2016 Net Gain – When Behavioral Science Turns the Classical Marketing Model on its Head

The following are notes from Alex Hunt’s Net Gain 2016 presentation: “When Behavioral Science Turns the Classical Marketing Model on its Head”. This post has had limited editing and hence there will be typos.

Problem with today’s marketing – we are advertising by hitting people over the head with product benefits.

However, we think much more than we like to admit – more like Homer Simpson than we would like to acknowledge.

Alex provided a quote (can’t recall from who) saying that humans think in the same way cats swim – can but would rather not to.

Reference to System 1 thinking (Kahneman reference) that Hunt says that 95% of our decisions and actions are based on System 1 thinking, and occasionally System 2 comes into play.


Fame – it a brand comes readily to mind, it must be a good choice – current brand share. Doesn’t really speak to product benefits though.

Kahnman “Nothing in life is as important as when you are thinking about it.”

Example – Hunt has moved to suburbs so his amount of driving has increased, which means they are more likely to get in a car accident. However, they are not concerned about it – instead spend $50 per month on home security, even chances of a traffic accident air much higher.

Why do they make this decision? A: Fear of home invasion is top of mind.

Example: A mobile company in the UK that was in fifth place (called 3), gave a brief to their ad company to “make the brand famous” – had an add with a dancing pony, which went viral. Helped improve brand.

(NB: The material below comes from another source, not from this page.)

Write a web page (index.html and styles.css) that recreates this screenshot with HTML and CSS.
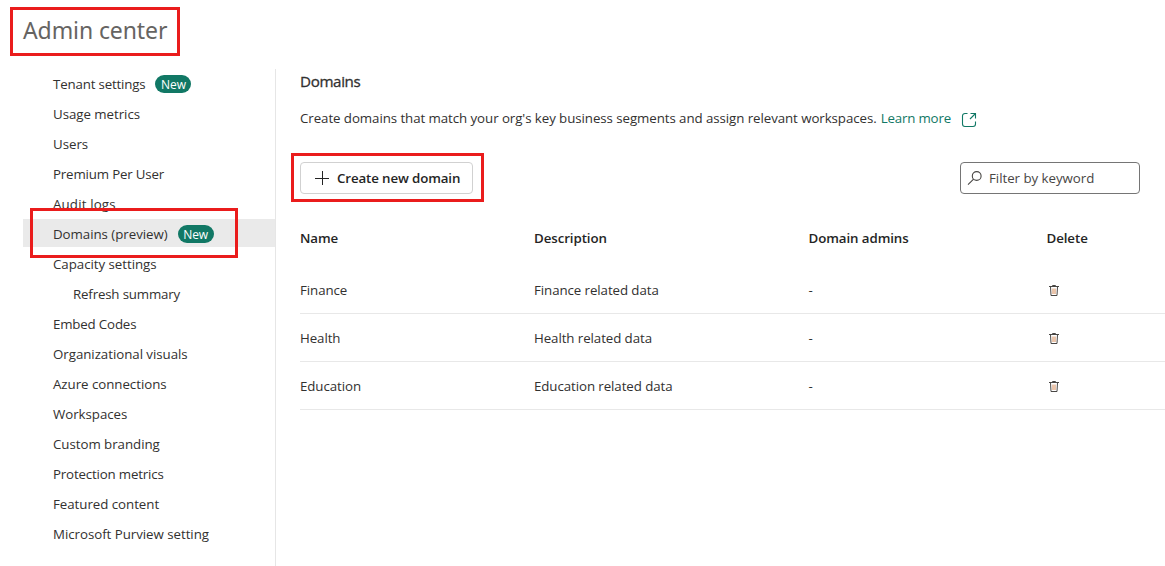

Feeling – If i feel good about a brand, it must be a good choice -predicts fruture brand share

Example – did a presentation in front of a room of accountants, and asked how many had done a cost-benefit analysis before buying their last car. Only one had – clear example that system 2 hadn’t been used in a very important choice.

Commercial example:

Most effective ad out of 500 in 2014 in how it made people feel. One year after campaign launch sales had doubled in France. Put emotion front and centre, not product-focused at all, and by making people laugh had the most successful ad. Take-away: better to ask what people think about a brand than ask product detail questions.

Fluency – if I recognize a brand quickly, it must be a good choice – gives you the toolkit to build brand share.

Example – British Airways in 80s stood for trust, and used the Union Jack as their symbol – a shortcut for trust. They ended up removing it – Richard Branson bought the rights to do this and it worked well for Virgin. The power of distinctive assets.

Fluency examples – P&G logo, Gatorade’s stylised G.

Commercial example:

While it is important to test attributes and look at logos at the very end of the questionnaire, important to put the focus on distinctive assets like logos.

Bringing in behavioural science means we should be able to simplify marketing.